When used for regular files the command may take from 1 to 4 bytes of positioning, in little endian order, least significant byte first. Any high bytes omitted default to zero.

A file must already be open before using the positioning command. The command channel must be left open after issuing the positioning command, because closing the command channel closes all open files. After using the positioning command, subsequent reads from the open file will be start from the new position.

Examples:

OPEN15,12,15:PRINT#15,"P"+CHR$(5)+CHR$(10)+CHR$(2)
OPEN15,12,15,"P"+CHR$(8)+CHR$(0)+CHR$(0)+CHR$(3)

Refer to the CMD Hard Drive Users Manual, Section 9-31 for full details on relative files.

 

Directories Table of Contents

sd2iec provides native access to the subdirectories of the FAT file system on the storage media. The commands used to create, remove, and move around within subdirectories can be found below.

When a subdirectory is created, a DIR type file is created and added to the current directory. Subdirectory names may be up to 16 characters long. If a subdirectory is named with more than 16 characters on a PC/Mac the directory will be displayed on the Commodore system with a shortname that conforms to the 8.3 filename limits.

The storage space available to a subdirectory is the same as that available to the parent directory, the directory in which the subdirectory exists. All blocks in a partition are shared between all directories within that partition.

Subdirectories may be created in the root directory, the first or main directory in that partition, or nested within another subdirectory. There is no limit to how deeply subdirectories may be nested, but there are limits to what is convenient to work with in practice. The practical limits are based on how many characters can be passed in a single command. Usually between 100 and 120 characters, maximum. At 16 characters, plus a 1 character delimiter, plus command overhead, a nesting depth of ~7 is the reasonable practical limit, deeper if fewer than 16 characters are used for the directory names.

Loading a Directory

Just as in Commodore DOS, a directory may be loaded by loading the special program named "$". The directory may also be accessed as a sequential read-only file by opening a file named "$" on channel 0, the channel reserved for loading programs.

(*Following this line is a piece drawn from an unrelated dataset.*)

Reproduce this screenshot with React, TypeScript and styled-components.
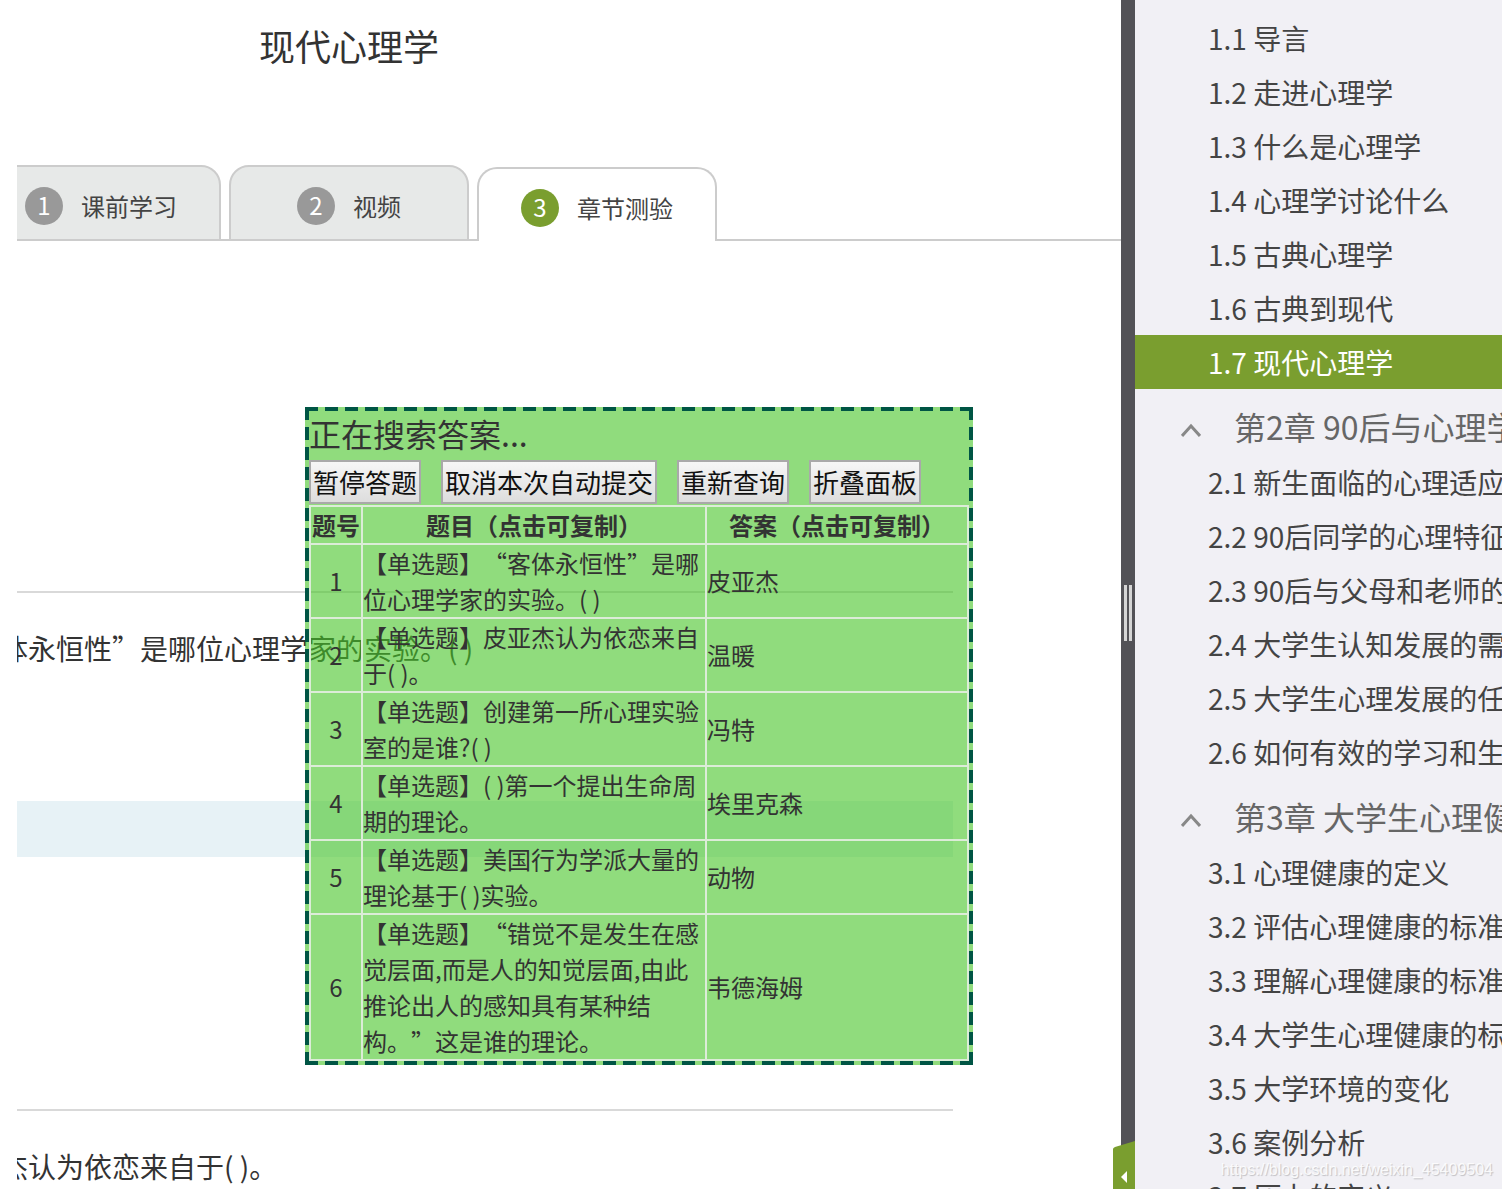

When a directory is loaded normally, it replaces any BASIC program that is currently in memory. Once loaded, a directory may be listed like any BASIC program, with the LIST command. Common DOS wedges, such as EPYX Fastload or JiffyDOS, allow you to list a directory directly from the drive without first loading it into memory and without disrupting the BASIC program currently in memory. The syntax for loading directories is as follows:

LOAD"$[[n][path][:pattern[=type]]]",dv

Where:

Variable Description
n the partition from where to load the directory
dv the current device number of the sd2iec
path the path to the directory to load
pattern the pattern that matches filenames to be loaded in the directory
type the filetype to match files to be loaded in the directory

Examples:

LOAD"$2:S*=P",10
OPEN5,10,0,"$1"

JiffyDOS Examples: (non–memory disrupting)

@$2:S*=P
@"$1",10

File Sizes and Blocks Free

As in standard Commodore DOS, file sizes in the directory are listed in 254–byte blocks. On Commodore and CMD file systems, the size of a file is only known to an accuracy of 254 byte blocks. The amount of storage used in the last block can only be determined by following the block chain all the way to the end. The FAT file system knows the size of files to single byte accuracy.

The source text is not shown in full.